With a 6-foot-4, 300-pound frame, the Division II All-America at guard could prove a tempting prospect that Bentley coach Peter Yetten believes will eventually produce great dividends.

``He has the size and he has what it takes,'' Yetten determined. ``He just needs to get into a program and have some of those old NFL coaches teach him some new tricks.

``If he can get a roster spot, and get time with a coaching staff willing to develop him, then he can stick around (in the NFL) for a while,'' he added. ``I think a lot of people in Waltham are going to be surprised with what he is able to do.''

Bernadeau said he has tried to stay away from the myriad Web sites that break down every conceivable pick and try to forecast when he'll be drafted and where he'll go.

``My friends look at them and try to tell me about them more than anything else,'' he claimed. ``You definitely get curious, but I don't want to know what they say, really. The whole draft is so unpredictable. I don't think anyone knows what's going to happen.''

Among the features on those sites - more than one of which has listed Bernadeau as a potential late-round sleeper - are a player's strengths and weaknesses.

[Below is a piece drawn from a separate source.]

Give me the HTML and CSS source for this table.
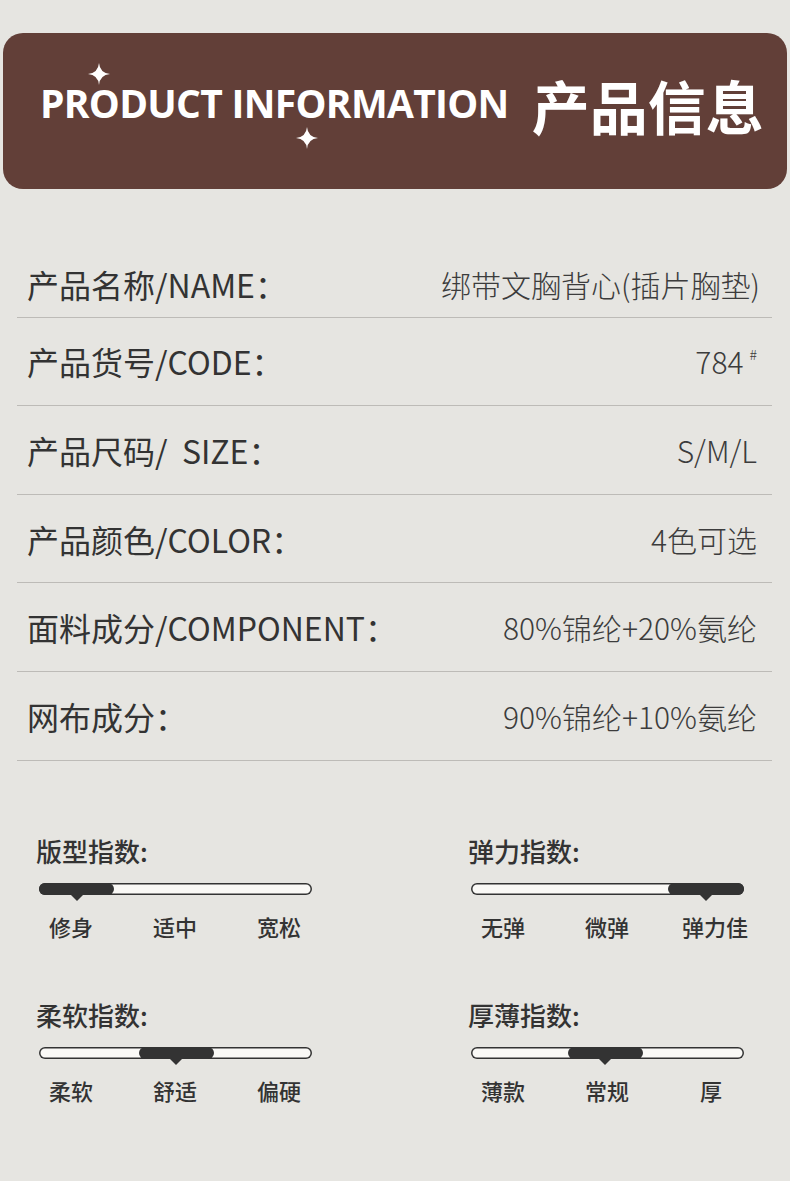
FILE: index.html
```html
<!DOCTYPE html>
<html lang="zh-CN">
<head>
    <meta charset="UTF-8">
    <title>产品信息</title>
    <link rel="stylesheet" href="styles.css">
</head>
<body>
    <header class="banner">
        <div class="banner-en">
            <svg class="spark spark-top" viewBox="0 0 24 24"><path d="M12 0 Q13 11 24 12 Q13 13 12 24 Q11 13 0 12 Q11 11 12 0Z"/></svg>
            PRODUCT INFORMATION
            <svg class="spark spark-bottom" viewBox="0 0 24 24"><path d="M12 0 Q13 11 24 12 Q13 13 12 24 Q11 13 0 12 Q11 11 12 0Z"/></svg>
        </div>
        <div class="banner-cn">产品信息</div>
    </header>

    <section class="specs">
        <div class="spec-row">
            <span class="spec-name">产品名称/NAME：</span>
            <span class="spec-value">绑带文胸背心(插片胸垫)</span>
        </div>
        <div class="spec-row">
            <span class="spec-name">产品货号/CODE：</span>
            <span class="spec-value">784<sup class="mark">#</sup></span>
        </div>
        <div class="spec-row">
            <span class="spec-name">产品尺码/&nbsp;&nbsp;SIZE：</span>
            <span class="spec-value">S/M/L</span>
        </div>
        <div class="spec-row">
            <span class="spec-name">产品颜色/COLOR：</span>
            <span class="spec-value">4色可选</span>
        </div>
        <div class="spec-row">
            <span class="spec-name">面料成分/COMPONENT：</span>
            <span class="spec-value">80%锦纶+20%氨纶</span>
        </div>
        <div class="spec-row">
            <span class="spec-name">网布成分：</span>
            <span class="spec-value">90%锦纶+10%氨纶</span>
        </div>
    </section>

    <section class="indexes">
        <div class="index">
            <div class="index-title">版型指数:</div>
            <div class="track"><div class="fill" style="left:0%;width:27.5%"></div></div>
            <div class="ticks"><span>修身</span><span>适中</span><span>宽松</span></div>
        </div>
        <div class="index">
            <div class="index-title">弹力指数:</div>
            <div class="track"><div class="fill" style="left:72.2%;width:27.8%"></div></div>
            <div class="ticks"><span>无弹</span><span>微弹</span><span class="tick-wide">弹力佳</span></div>
        </div>
        <div class="index">
            <div class="index-title">柔软指数:</div>
            <div class="track"><div class="fill" style="left:36.6%;width:27.5%"></div></div>
            <div class="ticks"><span>柔软</span><span>舒适</span><span>偏硬</span></div>
        </div>
        <div class="index">
            <div class="index-title">厚薄指数:</div>
            <div class="track"><div class="fill" style="left:35.5%;width:27.5%"></div></div>
            <div class="ticks"><span>薄款</span><span>常规</span><span>厚</span></div>
        </div>
    </section>
</body>
</html>
```

FILE: styles.css
```css
body {
    margin: 0;
    background: #e6e5e1;
    font-family: "Noto Sans CJK SC", "Noto Sans", sans-serif;
    color: #333;
}

/* top banner */
.banner {
    margin: 33px 3px 0;
    height: 156px;
    box-sizing: border-box;
    padding-left: 37px;
    display: flex;
    align-items: center;
    background: #623f38;
    border-radius: 20px;
    color: #fff;
}
.banner-en {
    position: relative;
    font-family: "Open Sans", sans-serif;
    font-weight: 700;
    font-size: 39px;
    line-height: 1;
    letter-spacing: -0.7px;
    margin-bottom: 18px;
    white-space: nowrap;
}
.spark {
    position: absolute;
    width: 22px;
    height: 22px;
    fill: #fff;
}
.spark-top {
    left: 48px;
    top: -20px;
}
.spark-bottom {
    left: 256px;
    top: 44px;
}
.banner-cn {
    font-size: 58px;
    font-weight: 700;
    line-height: 1;
    margin-left: 23px;
    margin-bottom: 12px;
}

/* spec table */
.specs {
    margin: 40px 18px 0 17px;
}
.spec-row {
    height: 88.6px;
    box-sizing: border-box;
    padding: 0 15px 0 10px;
    display: flex;
    justify-content: space-between;
    align-items: center;
    border-bottom: 1px solid #bdbbb7;
}
.spec-row:first-child {
    padding-top: 22px;
    padding-right: 12px;
}
.spec-name {
    font-size: 32px;
    line-height: 1;
    color: #333;
}
.spec-value {
    font-size: 30px;
    font-weight: 300;
    line-height: 1;
    color: #3c3c3c;
}
.mark {
    font-size: 14px;
    margin-left: 6px;
    vertical-align: 14px;
}

/* index sliders */
.indexes {
    display: grid;
    grid-template-columns: 432px 1fr;
    row-gap: 58px;
    padding-left: 36px;
    margin-top: 74px;
}
.index-title {
    font-size: 26px;
    font-weight: 500;
    line-height: 31px;
}
.track {
    position: relative;
    width: 273px;
    height: 12px;
    margin: 17px 0 0 3px;
    border-radius: 6px;
    background: #faf9f6;
    box-shadow: inset 0 0 0 1.5px #333;
}
.fill {
    position: absolute;
    top: 0;
    bottom: 0;
    border-radius: 6px;
    background: #333;
}
.fill::after {
    content: "";
    position: absolute;
    left: 50%;
    top: 100%;
    margin-left: -6px;
    border-left: 6px solid transparent;
    border-right: 6px solid transparent;
    border-top: 6px solid #333;
}
.ticks {
    display: grid;
    grid-template-columns: repeat(3, 104px);
    margin: 16px 0 0 -17px;
    font-size: 22px;
    font-weight: 500;
    line-height: 30px;
    text-align: center;
}
.tick-wide {
    margin-left: 8px;
    white-space: nowrap;
}
```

After dominating the Northeast-10 Conference as a four-year starter, he is used to folks telling him about his strengths. If anything, he said he is more interested in what are his perceived weaknesses.

``In every visit, and every coach I talk to, I ask what they think is my biggest weakness,'' he said. ``That way I can work on it and come mini-camp I will be better.''

Bernadeau declined to reveal exactly what weaknesses he's been specifically addressing other than to say that he has been doing a lot of strength and conditioning work in recent weeks.

As well as schoolwork. With all the scouts gone from the Bentley campus, and the last of the pre-draft traveling done, he has been using some of those studies to keep his mind off what should be the biggest weekend of his football career.

At least, the biggest weekend so far.